Kendilerine tavsiyem, olayların doğruluğunu önce öğrenin. Nasıl öğreneceğinizi bilmiyorsanız, bize sorun, biz size yol gösterelim. Tanıklara ve kanıtlara bakın, ondan sonra söyleyeceğinizi söyleyin. Dernek denen ocaklar, Kurd kazanımlarıdır ve kirletilmesine razı değiliz. İzin de vermeyeceğiz. Yapılan pisliklere de sessiz kalmayacağız. Pisliklerin hepsinin temizlenmesini istiyoruz.

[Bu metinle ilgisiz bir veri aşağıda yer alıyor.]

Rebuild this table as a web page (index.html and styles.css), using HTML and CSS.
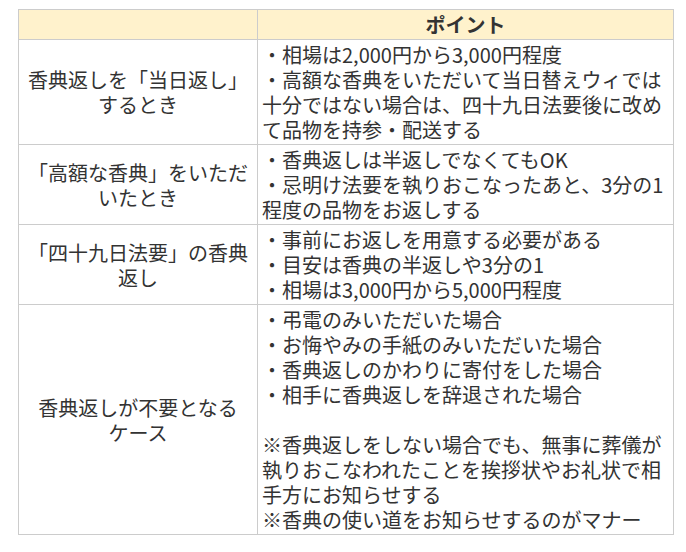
FILE: index.html
```html
<!DOCTYPE html>
<html lang="ja">
<head>
<meta charset="utf-8">
<link rel="stylesheet" href="styles.css">
</head>
<body>
<table class="tbl">
  <colgroup><col class="c1"><col class="c2"></colgroup>
  <thead>
    <tr><th></th><th>ポイント</th></tr>
  </thead>
  <tbody>
    <tr>
      <td class="lbl">香典返しを「当日返し」<br>するとき</td>
      <td class="pt">・相場は2,000円から3,000円程度<br>・高額な香典をいただいて当日替えウィでは<br>十分ではない場合は、四十九日法要後に改め<br>て品物を持参・配送する</td>
    </tr>
    <tr>
      <td class="lbl">「高額な香典」をいただ<br>いたとき</td>
      <td class="pt">・香典返しは半返しでなくてもOK<br>・忌明け法要を執りおこなったあと、3分の1<br>程度の品物をお返しする</td>
    </tr>
    <tr>
      <td class="lbl">「四十九日法要」の香典<br>返し</td>
      <td class="pt">・事前にお返しを用意する必要がある<br>・目安は香典の半返しや3分の1<br>・相場は3,000円から5,000円程度</td>
    </tr>
    <tr>
      <td class="lbl">香典返しが不要となる<br>ケース</td>
      <td class="pt">・弔電のみいただいた場合<br>・お悔やみの手紙のみいただいた場合<br>・香典返しのかわりに寄付をした場合<br>・相手に香典返しを辞退された場合<br><br>※香典返しをしない場合でも、無事に葬儀が<br>執りおこなわれたことを挨拶状やお礼状で相<br>手方にお知らせする<br>※香典の使い道をお知らせするのがマナー</td>
    </tr>
  </tbody>
</table>
</body>
</html>
```
FILE: styles.css
```css
html, body {
  margin: 0;
  padding: 0;
  background: #ffffff;
}
body {
  font-family: "Noto Sans CJK JP", "Noto Sans", sans-serif;
  font-size: 20px;
  line-height: 25px;
  color: #333333;
}
.tbl {
  border-collapse: collapse;
  margin: 9px 0 0 18px;
  width: 655px;
  table-layout: fixed;
}
.c1 { width: 239px; }
.c2 { width: 416px; }
.tbl th,
.tbl td {
  border: 1px solid #cccccc;
  padding: 2px 4px;
  white-space: nowrap;
  overflow: hidden;
}
.tbl th {
  background: #fff2cc;
  font-weight: bold;
  text-align: center;
  height: 24px;
}
.lbl {
  text-align: center;
  vertical-align: middle;
}
.pt {
  text-align: left;
  vertical-align: top;
}
```
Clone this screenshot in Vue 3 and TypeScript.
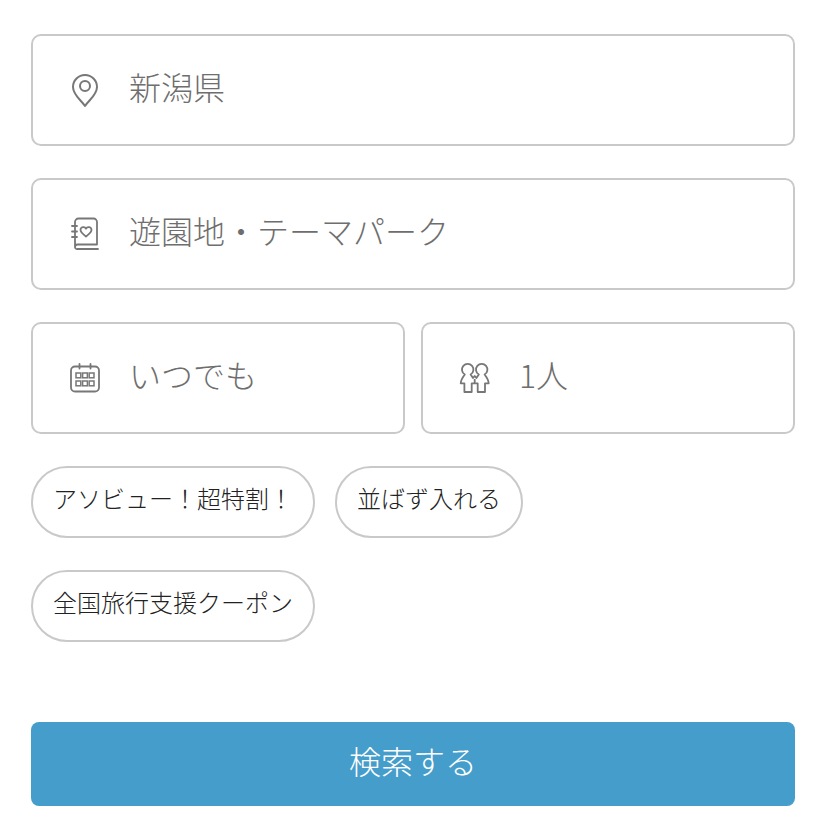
<script setup lang="ts">
const tags: string[][] = [['アソビュー！超特割！', '並ばず入れる'], ['全国旅行支援クーポン']]
</script>

<template>
  <main class="page">
    <div class="field">
      <svg class="icon" viewBox="0 0 32 36" width="32" height="36" fill="none" stroke="#777" stroke-width="2">
        <path d="M16 34 C12 28 4 23 4 15 A12 12 0 0 1 28 15 C28 23 20 28 16 34 Z" stroke-linejoin="round" />
        <circle cx="16" cy="14" r="5" />
      </svg>
      <span class="value">新潟県</span>
    </div>
    <div class="field">
      <svg class="icon" viewBox="0 0 32 36" width="32" height="36" fill="none" stroke="#777" stroke-width="1.8" stroke-linecap="round" stroke-linejoin="round">
        <path d="M6 6 A3.5 3.5 0 0 1 9.5 2.5 H24.5 A3.5 3.5 0 0 1 28 6 V28.5 H8.5 A2.5 2.5 0 0 0 6 31 V6 M8.5 33 H29 M6 31 A2 2 0 0 0 8.5 33" />
        <path d="M3 10 H8 M3 15.5 H8 M3 21 H8" />
        <path d="M17 20.5 C14 18 11.5 16.5 11.5 13.8 A2.9 2.9 0 0 1 17 12.7 A2.9 2.9 0 0 1 22.5 13.8 C22.5 16.5 20 18 17 20.5 Z" />
      </svg>
      <span class="value">遊園地・テーマパーク</span>
    </div>
    <div class="pair">
      <div class="field half">
        <svg class="icon" viewBox="0 0 32 36" width="32" height="36" fill="none" stroke="#777" stroke-width="1.8" stroke-linecap="round">
          <rect x="2" y="6.5" width="28" height="25" rx="4" />
          <path d="M10.5 4 V8.5 M21.5 4 V8.5" />
          <g stroke-width="1.5">
            <rect x="7" y="13" width="4.8" height="4.8" />
            <rect x="13.6" y="13" width="4.8" height="4.8" />
            <rect x="20.2" y="13" width="4.8" height="4.8" />
            <rect x="7" y="21" width="4.8" height="4.8" />
            <rect x="13.6" y="21" width="4.8" height="4.8" />
            <rect x="20.2" y="21" width="4.8" height="4.8" />
          </g>
        </svg>
        <span class="value">いつでも</span>
      </div>
      <div class="field half">
        <svg class="icon" viewBox="0 0 32 36" width="32" height="36" fill="none" stroke="#777" stroke-width="1.8" stroke-linejoin="round">
          <path d="M5.8 14.5 A5.7 5.7 0 1 1 11.6 14.5 L14 18 L15.7 16 L17.4 18 L19.8 14.5 A5.7 5.7 0 1 1 25.6 14.5 C27.5 17 29.5 20 29.7 23.3 H26 V32 H18.7 V23.3 H12.7 V32 H5.4 V23.3 H1.7 C1.9 20 3.9 17 5.8 14.5 Z" />
          <path d="M15.7 19 V23.3" />
        </svg>
        <span class="value">1人</span>
      </div>
    </div>
    <div v-for="(row, i) in tags" :key="i" class="tags">
      <span v-for="tag in row" :key="tag" class="tag">{{ tag }}</span>
    </div>
    <button class="search" type="button">検索する</button>
  </main>
</template>

<style scoped>
.page {
  box-sizing: border-box;
  width: 827px;
  height: 833px;
  padding: 34px 32px 0 31px;
  display: flex;
  flex-direction: column;
  font-family: "Noto Sans CJK JP", "Noto Sans", sans-serif;
  background: #fff;
}
.field {
  box-sizing: border-box;
  flex: none;
  height: 112px;
  margin-bottom: 32px;
  padding-left: 36px;
  display: flex;
  align-items: center;
  gap: 28px;
  border: 2px solid #c9c9c9;
  border-radius: 10px;
}
.half { flex: 1; }
.icon { flex: none; }
.value {
  font-size: 32px;
  font-weight: 300;
  color: #6e6e6e;
  line-height: 1;
  margin-top: -8px;
}
.pair { display: flex; gap: 16px; }
.tags {
  display: flex;
  gap: 20px;
  margin-bottom: 32px;
}
.tag {
  box-sizing: border-box;
  height: 72px;
  padding: 0 20px 10px 20px;
  display: flex;
  align-items: center;
  font-size: 24px;
  font-weight: 300;
  color: #222;
  border: 2px solid #c9c9c9;
  border-radius: 36px;
  white-space: nowrap;
}
.search {
  height: 84px;
  margin-top: 48px;
  padding-bottom: 10px;
  border: 0;
  border-radius: 8px;
  background: #459dcb;
  color: #fff;
  font: 300 32px "Noto Sans CJK JP", "Noto Sans", sans-serif;
}
</style>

Hareketin yöneticileri bunu istiyorlar, biz de bunu istiyoruz ama kendileri, yani yöneticiler, temizlemek için adım atmıyorlar. Nedenlerini bilmiyoruz, sürekli olarak farklı gerekçelerle sabırlı olmamızı istiyorlar. Bizim sabrımız kalmadı. Bizim canımızı sıkan durum budur.

 

Ayrıca bir hafta önce midemi bulandıran bir olay gelişti. Kalaşnikoflarla yakalananlar var. Biz bunları açıklamadık, çünkü Fransa güvenlik görevlilerinin soruşturma çalışmalarına etkisini biz belirleyemezdik ve soruşturmanın bizim söylemlerimizle etkilenmesini istemedik. Doğruların öğrenilmesini sağlayacak olan Fransız mahkemeleridir. Soruşturma halen devam ediyor. Bizim avukatlarımız ve Kurdîstan Birleşik Devletleri hükümet çalışanları Fransız devletinin güvenlik görevlileriyle koordineli olarak çalışıyorlar. Soruşturma bitecek ve mahkeme safhasında gerçekler görülür olacaktır. O zamana kadar olayın detayını paylaşmayacağız.

 

Eğer bu olayda Paris derneğini kendi kirli çıkarları için kullananların eli ve sorumluluğu varsa, bu yapılanmanın yöneticilerini hiçbir şey benim gazabımdan koruyamaz. Bunu çok iyi duysunlar, bunu çok iyi bilsinler. Eğer bu olaylar onların oyunuysa, demektir ki sözün bittiği yerdeyiz. Söz bitecek, artık yapılacaklar yapılacaktır. Dilerim ilgileri yoktur. İllgileri varsa da, mahkeme safhası gelmeden bu ahlaksızlığı yapan kendi yandaşları ise, kendi talimatlarıyla yapılmışsa, parayla kiralanmış itler ise dahil kendi yandaşları ise, kendileri hesap sorma sırası bize gelmeden kendileri hesap sormalıdırlar. Bu gerçekler de halkımızdan gizlenmemelidir.